--- Start ---

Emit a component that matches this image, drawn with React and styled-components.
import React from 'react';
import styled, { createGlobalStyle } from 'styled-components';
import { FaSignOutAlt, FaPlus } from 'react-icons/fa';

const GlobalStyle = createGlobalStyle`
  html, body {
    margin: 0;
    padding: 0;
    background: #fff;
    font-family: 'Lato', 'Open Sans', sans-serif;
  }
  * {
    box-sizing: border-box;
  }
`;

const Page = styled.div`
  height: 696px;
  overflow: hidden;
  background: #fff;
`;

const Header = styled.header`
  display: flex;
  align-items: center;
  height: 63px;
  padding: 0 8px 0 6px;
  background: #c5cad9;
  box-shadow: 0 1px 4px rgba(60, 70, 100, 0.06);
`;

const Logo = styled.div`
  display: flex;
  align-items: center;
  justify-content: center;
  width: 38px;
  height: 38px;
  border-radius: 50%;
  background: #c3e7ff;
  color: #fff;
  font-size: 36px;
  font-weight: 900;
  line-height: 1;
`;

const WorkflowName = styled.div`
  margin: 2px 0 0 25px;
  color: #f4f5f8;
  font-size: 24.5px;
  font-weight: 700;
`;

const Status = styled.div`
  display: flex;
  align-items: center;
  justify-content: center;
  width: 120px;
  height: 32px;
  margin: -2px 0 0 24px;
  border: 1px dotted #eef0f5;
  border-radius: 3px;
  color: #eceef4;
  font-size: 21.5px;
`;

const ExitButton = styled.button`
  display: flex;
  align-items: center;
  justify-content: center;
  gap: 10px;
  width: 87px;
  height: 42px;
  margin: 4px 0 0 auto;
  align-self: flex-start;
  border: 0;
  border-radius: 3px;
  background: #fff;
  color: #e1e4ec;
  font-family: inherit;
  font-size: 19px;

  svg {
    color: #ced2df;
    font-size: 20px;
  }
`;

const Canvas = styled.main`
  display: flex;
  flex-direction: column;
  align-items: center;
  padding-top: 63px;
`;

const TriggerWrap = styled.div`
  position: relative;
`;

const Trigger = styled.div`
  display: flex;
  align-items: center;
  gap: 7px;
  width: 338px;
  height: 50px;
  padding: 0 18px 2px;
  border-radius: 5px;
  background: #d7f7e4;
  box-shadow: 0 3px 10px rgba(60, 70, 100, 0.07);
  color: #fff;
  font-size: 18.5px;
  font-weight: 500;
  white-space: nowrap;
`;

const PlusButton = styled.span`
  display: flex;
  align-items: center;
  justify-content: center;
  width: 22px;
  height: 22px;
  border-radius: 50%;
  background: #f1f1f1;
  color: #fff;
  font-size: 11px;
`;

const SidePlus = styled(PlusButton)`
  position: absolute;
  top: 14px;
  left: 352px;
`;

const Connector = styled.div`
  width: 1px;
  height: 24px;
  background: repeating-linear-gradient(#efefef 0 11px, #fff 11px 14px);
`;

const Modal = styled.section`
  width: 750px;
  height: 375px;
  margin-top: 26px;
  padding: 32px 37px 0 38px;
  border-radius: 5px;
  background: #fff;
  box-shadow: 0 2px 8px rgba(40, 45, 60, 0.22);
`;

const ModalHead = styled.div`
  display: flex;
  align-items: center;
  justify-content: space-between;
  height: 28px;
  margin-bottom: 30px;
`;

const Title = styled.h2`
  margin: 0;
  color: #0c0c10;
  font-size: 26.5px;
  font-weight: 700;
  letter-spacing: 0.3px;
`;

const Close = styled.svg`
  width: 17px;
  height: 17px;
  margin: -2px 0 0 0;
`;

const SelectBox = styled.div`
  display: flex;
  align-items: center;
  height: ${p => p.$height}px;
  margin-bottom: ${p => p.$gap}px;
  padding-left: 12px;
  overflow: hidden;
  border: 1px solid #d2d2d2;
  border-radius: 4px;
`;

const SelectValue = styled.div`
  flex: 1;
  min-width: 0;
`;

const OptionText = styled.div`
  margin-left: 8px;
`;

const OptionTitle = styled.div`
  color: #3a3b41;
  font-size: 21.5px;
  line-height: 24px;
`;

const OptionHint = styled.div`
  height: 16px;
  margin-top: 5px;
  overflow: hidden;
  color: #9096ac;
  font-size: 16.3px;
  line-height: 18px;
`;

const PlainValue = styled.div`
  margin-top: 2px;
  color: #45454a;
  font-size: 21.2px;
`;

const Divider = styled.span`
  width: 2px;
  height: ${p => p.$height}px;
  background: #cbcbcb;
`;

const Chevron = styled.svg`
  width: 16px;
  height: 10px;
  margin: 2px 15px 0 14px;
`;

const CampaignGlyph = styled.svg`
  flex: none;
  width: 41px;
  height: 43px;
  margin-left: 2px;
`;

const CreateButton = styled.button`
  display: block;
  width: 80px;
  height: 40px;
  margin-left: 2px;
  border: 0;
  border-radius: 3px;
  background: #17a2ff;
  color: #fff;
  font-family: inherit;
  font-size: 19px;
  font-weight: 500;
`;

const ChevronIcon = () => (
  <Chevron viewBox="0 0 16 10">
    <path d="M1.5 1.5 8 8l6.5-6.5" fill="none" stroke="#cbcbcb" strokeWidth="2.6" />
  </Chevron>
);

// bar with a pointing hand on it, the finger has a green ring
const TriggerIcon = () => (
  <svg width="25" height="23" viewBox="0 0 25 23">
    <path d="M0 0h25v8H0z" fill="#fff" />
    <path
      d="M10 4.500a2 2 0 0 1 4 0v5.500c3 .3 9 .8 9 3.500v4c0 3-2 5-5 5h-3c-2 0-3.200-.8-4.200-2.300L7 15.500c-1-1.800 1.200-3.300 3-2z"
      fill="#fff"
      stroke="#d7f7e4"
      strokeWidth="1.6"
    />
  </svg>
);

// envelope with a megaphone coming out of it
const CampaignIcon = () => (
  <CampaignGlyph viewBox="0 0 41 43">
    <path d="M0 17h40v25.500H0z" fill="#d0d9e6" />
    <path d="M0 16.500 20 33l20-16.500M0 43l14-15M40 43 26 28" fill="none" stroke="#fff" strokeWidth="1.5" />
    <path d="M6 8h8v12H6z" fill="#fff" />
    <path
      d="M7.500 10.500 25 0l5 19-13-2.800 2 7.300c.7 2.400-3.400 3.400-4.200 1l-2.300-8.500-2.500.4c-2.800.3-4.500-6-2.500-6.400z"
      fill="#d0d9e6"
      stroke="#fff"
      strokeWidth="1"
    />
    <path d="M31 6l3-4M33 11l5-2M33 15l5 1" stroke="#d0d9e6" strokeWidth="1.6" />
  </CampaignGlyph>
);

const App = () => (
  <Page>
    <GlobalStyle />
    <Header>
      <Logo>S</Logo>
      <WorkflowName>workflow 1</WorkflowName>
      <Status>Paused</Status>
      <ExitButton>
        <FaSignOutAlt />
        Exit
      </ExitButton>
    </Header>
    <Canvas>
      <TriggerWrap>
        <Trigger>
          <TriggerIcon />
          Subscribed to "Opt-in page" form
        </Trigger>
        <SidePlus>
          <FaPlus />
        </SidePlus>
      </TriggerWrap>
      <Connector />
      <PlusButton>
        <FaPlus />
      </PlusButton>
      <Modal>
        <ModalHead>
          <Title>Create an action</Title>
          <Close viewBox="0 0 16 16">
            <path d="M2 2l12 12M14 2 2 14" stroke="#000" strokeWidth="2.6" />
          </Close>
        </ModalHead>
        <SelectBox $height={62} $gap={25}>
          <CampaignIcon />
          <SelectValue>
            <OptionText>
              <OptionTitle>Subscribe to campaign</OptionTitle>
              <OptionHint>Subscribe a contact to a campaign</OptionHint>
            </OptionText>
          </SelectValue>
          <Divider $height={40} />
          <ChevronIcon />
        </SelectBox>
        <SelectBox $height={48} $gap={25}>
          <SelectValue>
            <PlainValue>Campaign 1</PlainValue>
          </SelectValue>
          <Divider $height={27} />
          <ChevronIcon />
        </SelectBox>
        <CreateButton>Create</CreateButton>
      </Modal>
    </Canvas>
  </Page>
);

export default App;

--- End ---

▸ **TASK GOAL**:
Find the word "with" in the data and copy out each line where it turns up.

▸ **COMPLETED EXERCISE**:
Emit a component that matches this image, drawn with React and styled-components.
// bar with a pointing hand on it, the finger has a green ring
// envelope with a megaphone coming out of it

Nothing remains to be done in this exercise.